• **WORK REQUIRED**:
Extract the lines that carry the string "React" from the listing.

• **RAW RECORDS**:

---+---

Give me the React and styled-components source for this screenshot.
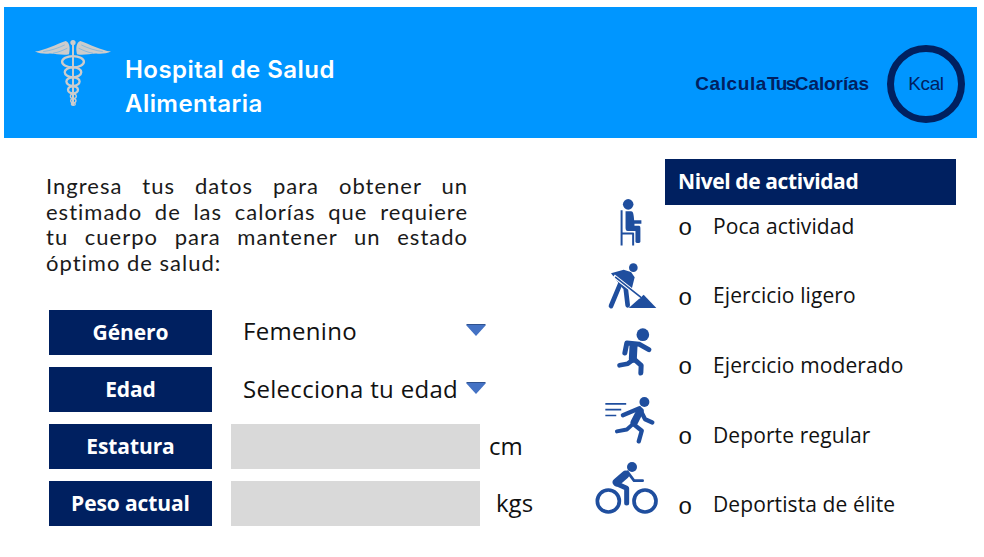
import React from "react";
import styled, { createGlobalStyle } from "styled-components";

const GlobalStyle = createGlobalStyle`
  body {
    margin: 0;
    background: #ffffff;
    font-family: "Open Sans", "Noto Sans", sans-serif;
  }
`;

const Page = styled.div`
  width: 984px;
  height: 557px;
  overflow: hidden;
`;

const Header = styled.header`
  margin: 7px 7px 0 4px;
  height: 131px;
  background: #0096ff;
  display: flex;
  align-items: center;
  padding: 0 12px 0 30px;
  box-sizing: border-box;
`;

const Brand = styled.div`
  display: flex;
  align-items: center;
  flex: 1;
`;

const BrandName = styled.h1`
  margin: 28px 0 0 13px;
  color: #ffffff;
  font-family: "Inter", "Liberation Sans", sans-serif;
  font-size: 24px;
  line-height: 34px;
  font-weight: 600;
  letter-spacing: 0.45px;
`;

const Tagline = styled.div`
  display: flex;
  margin-top: 22px;
  color: #002060;
  font-family: "Liberation Sans", Arial, sans-serif;
  font-size: 19px;
  font-weight: 700;
`;

const TagWord = styled.span`
  letter-spacing: ${(p) => p.$spacing}px;
`;

const KcalRing = styled.div`
  margin: 22px 0 0 18px;
  width: 78px;
  height: 78px;
  box-sizing: border-box;
  border: 7px solid #002060;
  border-radius: 50%;
  display: flex;
  align-items: center;
  justify-content: center;
  color: #002060;
  font-family: "Liberation Sans", Arial, sans-serif;
  font-size: 19px;
  letter-spacing: -0.4px;
`;

const Main = styled.main`
  display: flex;
  padding-top: 21px;
`;

const FormColumn = styled.section`
  width: 591px;
  padding-left: 46px;
  box-sizing: border-box;
`;

const Intro = styled.p`
  margin: 14px 0 0;
  width: 422px;
  color: #1a1a1a;
  font-family: "Lato", sans-serif;
  font-size: 22px;
  line-height: 25.6px;
  letter-spacing: 1px;
`;

const IntroLine = styled.span`
  display: block;
  text-align: justify;
  text-align-last: ${(p) => (p.$last ? "left" : "justify")};
`;

const Form = styled.div`
  margin: 35px 0 0 3px;
  display: flex;
  flex-direction: column;
  gap: 12px;
`;

const Row = styled.div`
  display: flex;
  align-items: center;
  height: 45px;
`;

const Label = styled.div`
  width: 163px;
  height: 45px;
  background: #002060;
  color: #ffffff;
  font-size: 21px;
  font-weight: 700;
  letter-spacing: -0.1px;
  display: flex;
  align-items: center;
  justify-content: center;
  padding-bottom: 1px;
  box-sizing: border-box;
`;

const Select = styled.div`
  margin-left: 31px;
  width: 243px;
  display: flex;
  align-items: center;
  justify-content: space-between;
  color: #111111;
  font-size: 24px;
  letter-spacing: 0.3px;
  padding-bottom: ${(p) => p.$lift}px;
`;

const Caret = styled.span`
  width: 0;
  height: 0;
  border-left: 10px solid transparent;
  border-right: 10px solid transparent;
  border-top: 11px solid #4472c4;
  filter: drop-shadow(0 -1px 0 #2f528f);
`;

const Input = styled.div`
  margin-left: 19px;
  width: 249px;
  height: 45px;
  background: #d9d9d9;
`;

const Unit = styled.span`
  margin-left: ${(p) => p.$gap}px;
  padding-bottom: 2px;
  color: #111111;
  font-size: 24px;
`;

const ActivityColumn = styled.section`
  flex: 1;
  display: flex;
  flex-direction: column;
  align-items: flex-start;
`;

const ActivityTitle = styled.div`
  margin-left: 74px;
  width: 291px;
  height: 46px;
  padding: 0 0 3px 13px;
  box-sizing: border-box;
  background: #002060;
  color: #ffffff;
  font-size: 21px;
  font-weight: 700;
  letter-spacing: -0.4px;
  display: flex;
  align-items: center;
`;

const ActivityList = styled.div`
  margin-top: -14px;
`;

const ActivityRow = styled.div`
  height: 69.6px;
  display: flex;
  align-items: center;
  color: #111111;
  font-size: 21px;
  letter-spacing: 0.1px;
`;

const IconSlot = styled.div`
  width: 87px;
  display: flex;
  justify-content: center;
  svg {
    margin: 0 ${(p) => p.$left * 2}px ${(p) => p.$up * 2}px 0;
    fill: #1f4e9e;
    stroke: #1f4e9e;
    stroke-linecap: round;
    stroke-linejoin: round;
    flex: none;
  }
`;

const Bullet = styled.span`
  width: 35px;
  padding-top: 6px;
  font-family: "Liberation Mono", monospace;
  font-size: 24px;
  font-weight: 400;
`;

const Caduceus = () => (
  <svg width="78" height="68" viewBox="102 115 236 204">
    <g fill="#cccccc" stroke="none">
      <path d="M105 152 C135 148 170 130 198 120 C210 125 212 140 208 160 C190 165 170 158 150 158 C135 160 118 158 105 152Z" />
      <path d="M335 152 C305 148 270 130 242 120 C230 125 228 140 232 160 C250 165 270 158 290 158 C305 160 322 158 335 152Z" />
      <circle cx="220" cy="125" r="8" />
      <rect x="217" y="130" width="6" height="185" />
    </g>
    <g fill="none" stroke="#0096ff" strokeWidth="1">
      <path d="M130 152 C150 150 175 142 195 132" />
      <path d="M160 157 C175 155 190 148 203 142" />
      <path d="M310 152 C290 150 265 142 245 132" />
      <path d="M280 157 C265 155 250 148 237 142" />
    </g>
    <g fill="none" stroke="#cccccc" strokeWidth="7">
      <ellipse cx="220" cy="183" rx="33" ry="17" />
      <ellipse cx="220" cy="215" rx="25" ry="15" />
      <ellipse cx="220" cy="243" rx="20" ry="13" />
      <ellipse cx="220" cy="268" rx="15" ry="11" />
    </g>
    <g fill="none" stroke="#cccccc" strokeWidth="4">
      <ellipse cx="221" cy="287" rx="9" ry="7" />
      <ellipse cx="221" cy="301" rx="8" ry="6" />
      <ellipse cx="221" cy="311" rx="6" ry="4" />
    </g>
  </svg>
);

const Seated = () => (
  <svg width="33" height="53" viewBox="70 25 100 160">
    <circle cx="113" cy="47" r="16" stroke="none" />
    <path
      stroke="none"
      d="M105 68 H122 C128 68 130 78 131 95 H153 V106 H132 V112 H146 C149 112 150 115 150 120 V160 C150 165 135 165 135 160 V128 H112 C106 128 105 122 105 118Z"
    />
    <path
      fill="none"
      strokeWidth="6"
      strokeLinecap="butt"
      d="M93 65 V172 M93 135 H128 V172"
    />
  </svg>
);

const Digger = () => (
  <svg width="50" height="50" viewBox="50 220 150 150">
    <circle cx="129" cy="237" r="13" stroke="none" />
    <path stroke="none" d="M115 358 L160 318 L198 358Z" />
    <path stroke="none" d="M62 254 L100 243 L122 250 L133 266 L124 302 L98 300 L84 282Z" />
    <path fill="none" strokeWidth="14" d="M90 285 L62 352" />
    <path fill="none" strokeWidth="14" d="M106 298 L112 350" />
    <path fill="none" stroke="#ffffff" strokeWidth="11" strokeLinecap="butt" d="M70 262 L152 326" />
    <path fill="none" strokeWidth="5" d="M76 266 L152 326" />
  </svg>
);

const Runner = () => (
  <svg width="37" height="50" viewBox="80 410 110 150">
    <circle cx="160" cy="433" r="19" stroke="none" />
    <path fill="none" strokeWidth="15" d="M178 478 L150 462 L112 458 L106 488" />
    <path fill="none" strokeWidth="24" d="M132 468 L130 505" />
    <path fill="none" strokeWidth="14" d="M128 510 L115 520 L90 525" />
    <path fill="none" strokeWidth="15" d="M132 505 L155 525 L154 548" />
  </svg>
);

const Sprinter = () => (
  <svg width="53" height="48" viewBox="42 45 158 145">
    <circle cx="163" cy="63" r="15" stroke="none" />
    <path fill="none" strokeWidth="5" strokeLinecap="butt" d="M45 69 H108 M45 86 H93 M45 104 H78" />
    <path fill="none" strokeWidth="13" d="M98 103 L148 82 L165 115 L187 125" />
    <path fill="none" strokeWidth="22" d="M150 90 L132 125" />
    <path fill="none" strokeWidth="12" d="M128 130 L110 146 L80 152" />
    <path fill="none" strokeWidth="13" d="M130 130 L155 150 L146 182" />
  </svg>
);

const Cyclist = () => (
  <svg width="65" height="54" viewBox="12 245 195 160">
    <circle cx="126" cy="262" r="15" stroke="none" />
    <circle cx="55" cy="364" r="33" fill="none" strokeWidth="11" />
    <circle cx="165" cy="364" r="33" fill="none" strokeWidth="11" />
    <path fill="none" strokeWidth="24" d="M80 308 L106 285" />
    <path fill="none" strokeWidth="8" d="M112 276 L132 303 H158" />
    <path fill="none" strokeWidth="15" d="M80 312 L110 326 V370" />
  </svg>
);

const activities = [
  { name: "Poca actividad", Icon: Seated, left: 4.5, up: 2 },
  { name: "Ejercicio ligero", Icon: Digger, left: 2.5, up: 8 },
  { name: "Ejercicio moderado", Icon: Runner, left: 0.5, up: 13 },
  { name: "Deporte regular", Icon: Sprinter, left: 4.5, up: 15 },
  { name: "Deportista de élite", Icon: Cyclist, left: 8.5, up: 16 },
];

const introLines = [
  "Ingresa tus datos para obtener un",
  "estimado de las calorías que requiere",
  "tu cuerpo para mantener un estado",
  "óptimo de salud:",
];

export default function App() {
  return (
    <Page>
      <GlobalStyle />
      <Header>
        <Brand>
          <Caduceus />
          <BrandName>
            Hospital de Salud
            <br />
            Alimentaria
          </BrandName>
        </Brand>
        <Tagline>
          <TagWord $spacing={0.6}>Calcula</TagWord>
          <TagWord $spacing={-1.5}>Tus</TagWord>
          <TagWord $spacing={-0.1}>Calorías</TagWord>
        </Tagline>
        <KcalRing>Kcal</KcalRing>
      </Header>
      <Main>
        <FormColumn>
          <Intro>
            {introLines.map((line, i) => (
              <IntroLine key={line} $last={i === introLines.length - 1}>
                {line}
              </IntroLine>
            ))}
          </Intro>
          <Form>
            <Row>
              <Label>Género</Label>
              <Select $lift={4}>
                Femenino
                <Caret />
              </Select>
            </Row>
            <Row>
              <Label>Edad</Label>
              <Select $lift={2}>
                Selecciona tu edad
                <Caret />
              </Select>
            </Row>
            <Row>
              <Label>Estatura</Label>
              <Input />
              <Unit $gap={9}>cm</Unit>
            </Row>
            <Row>
              <Label>Peso actual</Label>
              <Input />
              <Unit $gap={16}>kgs</Unit>
            </Row>
          </Form>
        </FormColumn>
        <ActivityColumn>
          <ActivityTitle>Nivel de actividad</ActivityTitle>
          <ActivityList>
            {activities.map(({ name, Icon, left, up }) => (
              <ActivityRow key={name}>
                <IconSlot $left={left} $up={up}>
                  <Icon />
                </IconSlot>
                <Bullet>o</Bullet>
                {name}
              </ActivityRow>
            ))}
          </ActivityList>
        </ActivityColumn>
      </Main>
    </Page>
  );
}
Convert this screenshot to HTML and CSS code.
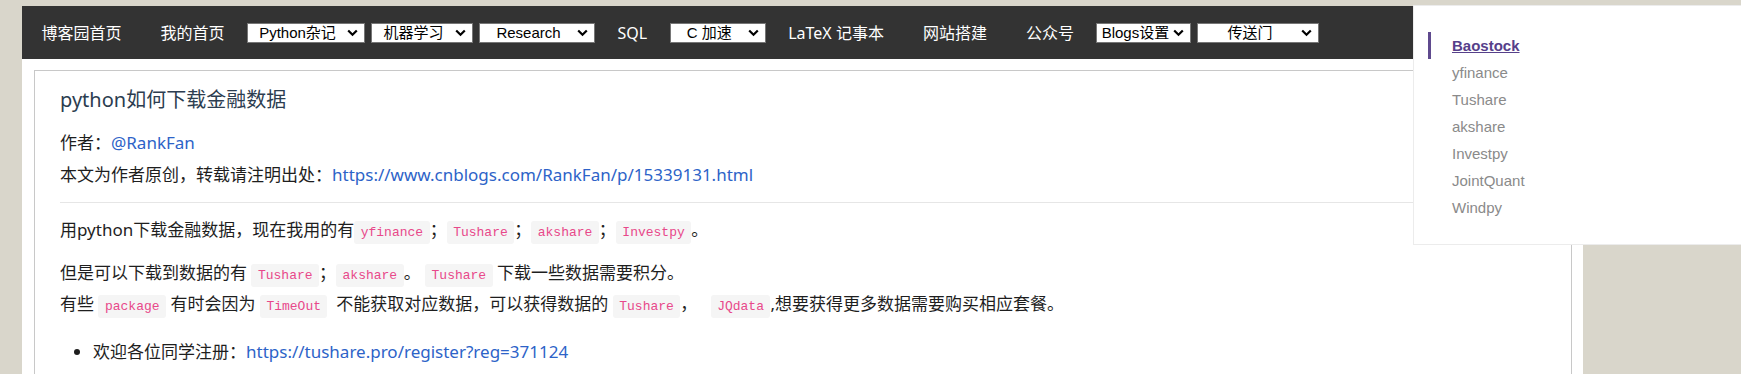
FILE: index.html
```html
<!DOCTYPE html>
<html lang="zh-CN">
<head>
<meta charset="utf-8">
<title>python如何下载金融数据</title>
<link rel="stylesheet" href="styles.css">
</head>
<body>
<div class="page">
  <nav class="nav">
    <a class="nav-link" href="#">博客园首页</a>
    <a class="nav-link" href="#">我的首页</a>
    <span class="sel sel-python"><span class="sel-text">Python杂记</span><svg viewBox="0 0 11 8"><path d="M1.2 1.5 L5.5 5.8 L9.8 1.5" fill="none" stroke="#000" stroke-width="2.2"/></svg></span>
    <span class="sel sel-ml"><span class="sel-text">机器学习</span><svg viewBox="0 0 11 8"><path d="M1.2 1.5 L5.5 5.8 L9.8 1.5" fill="none" stroke="#000" stroke-width="2.2"/></svg></span>
    <span class="sel sel-research"><span class="sel-text">Research</span><svg viewBox="0 0 11 8"><path d="M1.2 1.5 L5.5 5.8 L9.8 1.5" fill="none" stroke="#000" stroke-width="2.2"/></svg></span>
    <a class="nav-link" href="#">SQL</a>
    <span class="sel sel-c"><span class="sel-text">C 加速</span><svg viewBox="0 0 11 8"><path d="M1.2 1.5 L5.5 5.8 L9.8 1.5" fill="none" stroke="#000" stroke-width="2.2"/></svg></span>
    <a class="nav-link" href="#">LaTeX 记事本</a>
    <a class="nav-link" href="#">网站搭建</a>
    <a class="nav-link" href="#">公众号</a>
    <span class="sel sel-blogs"><span class="sel-text">Blogs设置</span><svg viewBox="0 0 11 8"><path d="M1.2 1.5 L5.5 5.8 L9.8 1.5" fill="none" stroke="#000" stroke-width="2.2"/></svg></span>
    <span class="sel sel-portal"><span class="sel-text">传送门</span><svg viewBox="0 0 11 8"><path d="M1.2 1.5 L5.5 5.8 L9.8 1.5" fill="none" stroke="#000" stroke-width="2.2"/></svg></span>
  </nav>

  <article class="post">
    <h1 class="post-title">python如何下载金融数据</h1>
    <div class="meta">
      <div>作者：<a href="#">@RankFan</a></div>
      <div>本文为作者原创，转载请注明出处：<a href="#">https://www.cnblogs.com/RankFan/p/15339131.html</a></div>
    </div>
    <hr class="rule">
    <p class="para">用python下载金融数据，现在我用的有<code class="code">yfinance</code>；<code class="code">Tushare</code>；<code class="code">akshare</code>；<code class="code">Investpy</code>。</p>
    <p class="para">但是可以下载到数据的有 <code class="code">Tushare</code>；<code class="code">akshare</code>。 <code class="code">Tushare</code> 下载一些数据需要积分。<br>有些 <code class="code">package</code> 有时会因为 <code class="code">TimeOut</code>&nbsp; 不能获取对应数据，可以获得数据的 <code class="code">Tushare</code>，&nbsp;&nbsp; <code class="code">JQdata</code>,想要获得更多数据需要购买相应套餐。</p>
    <ul class="list">
      <li>欢迎各位同学注册：<a href="#">https://tushare.pro/register?reg=371124</a></li>
    </ul>
  </article>
</div>

<aside class="toc">
  <ul class="toc-list">
    <li class="toc-item active"><a href="#">Baostock</a></li>
    <li class="toc-item"><a href="#">yfinance</a></li>
    <li class="toc-item"><a href="#">Tushare</a></li>
    <li class="toc-item"><a href="#">akshare</a></li>
    <li class="toc-item"><a href="#">Investpy</a></li>
    <li class="toc-item"><a href="#">JointQuant</a></li>
    <li class="toc-item"><a href="#">Windpy</a></li>
  </ul>
</aside>
</body>
</html>
```
FILE: styles.css
```css
html, body {
  margin: 0;
  overflow: hidden;
}

body {
  background: #d9d6cb;
  padding: 6px 0 0 22px;
  font-family: "Noto Sans", "Noto Sans CJK SC", sans-serif;
  height: 374px;
  box-sizing: border-box;
}

a {
  color: #2d63c8;
  text-decoration: none;
}

.page {
  width: 1561px;
  min-height: 420px;
  background: #fff;
}

/* ---------- top navigation ---------- */
.nav {
  display: flex;
  align-items: center;
  height: 53px;
  background: #333;
}

.nav-link {
  color: #fff;
  font-size: 16px;
  line-height: 20px;
  padding: 0 19.5px;
  white-space: nowrap;
}

.sel {
  display: flex;
  align-items: center;
  box-sizing: border-box;
  height: 20px;
  margin: 0 3px;
  padding-right: 6px;
  border: 1px solid #767676;
  background: #fff;
  color: #000;
  font-family: "Liberation Sans", "Noto Sans CJK SC", sans-serif;
  font-size: 15px;
}

.sel-text {
  flex: 1;
  text-align: center;
  white-space: nowrap;
  line-height: 18px;
}

.sel svg {
  flex: none;
  width: 11px;
  height: 8px;
}

.sel-python { width: 118px; }
.sel-ml { width: 102px; }
.sel-research { width: 116px; }
.sel-c { width: 96px; }
.sel-blogs { width: 95px; }
.sel-portal { width: 122px; }

/* ---------- post card ---------- */
.post {
  display: block;
  margin: 11px 11px 0 12px;
  border: 1px solid #c8c8c8;
  padding: 14px 25px 60px 25px;
  color: #1e1e1e;
  font-size: 17px;
  line-height: 31px;
}

.post-title {
  margin: 0;
  font-size: 20px;
  line-height: 30px;
  font-weight: normal;
  color: #2c3d50;
}

.meta {
  margin-top: 12px;
  line-height: 32px;
}

.rule {
  margin: 11px 0 0;
  height: 0;
  border: 0;
  border-top: 1px solid #e6e6e6;
}

.para {
  margin: 11px 0 0;
}

.para + .para {
  margin-top: 12px;
}

.code {
  font-family: "Liberation Mono", monospace;
  font-size: 13px;
  line-height: 1;
  color: #e8488a;
  background: #f5f5f5;
  padding: 4px 6.5px;
  border-radius: 3px;
}

.list {
  margin: 17px 0 0;
  padding-left: 33px;
}

/* ---------- floating table of contents ---------- */
.toc {
  position: fixed;
  top: 5px;
  left: 1413px;
  right: 0;
  height: 240px;
  box-sizing: border-box;
  background: #fff;
  border: 1px solid #ececec;
  border-right: 0;
  padding: 26px 0 0 14px;
  font-family: "Liberation Sans", Arial, sans-serif;
  font-size: 15px;
}

.toc-list {
  list-style: none;
  margin: 0;
  padding: 0;
}

.toc-item {
  border-left: 3px solid transparent;
  padding-left: 21px;
  line-height: 27px;
}

.toc-item a {
  color: #8a8a8a;
}

.toc-item.active {
  border-left-color: #5f4a8e;
}

.toc-item.active a {
  color: #56408a;
  font-weight: bold;
  text-decoration: underline;
}
```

---+---

• **CORRECT RESULT**:
Give me the React and styled-components source for this screenshot.
import React from "react";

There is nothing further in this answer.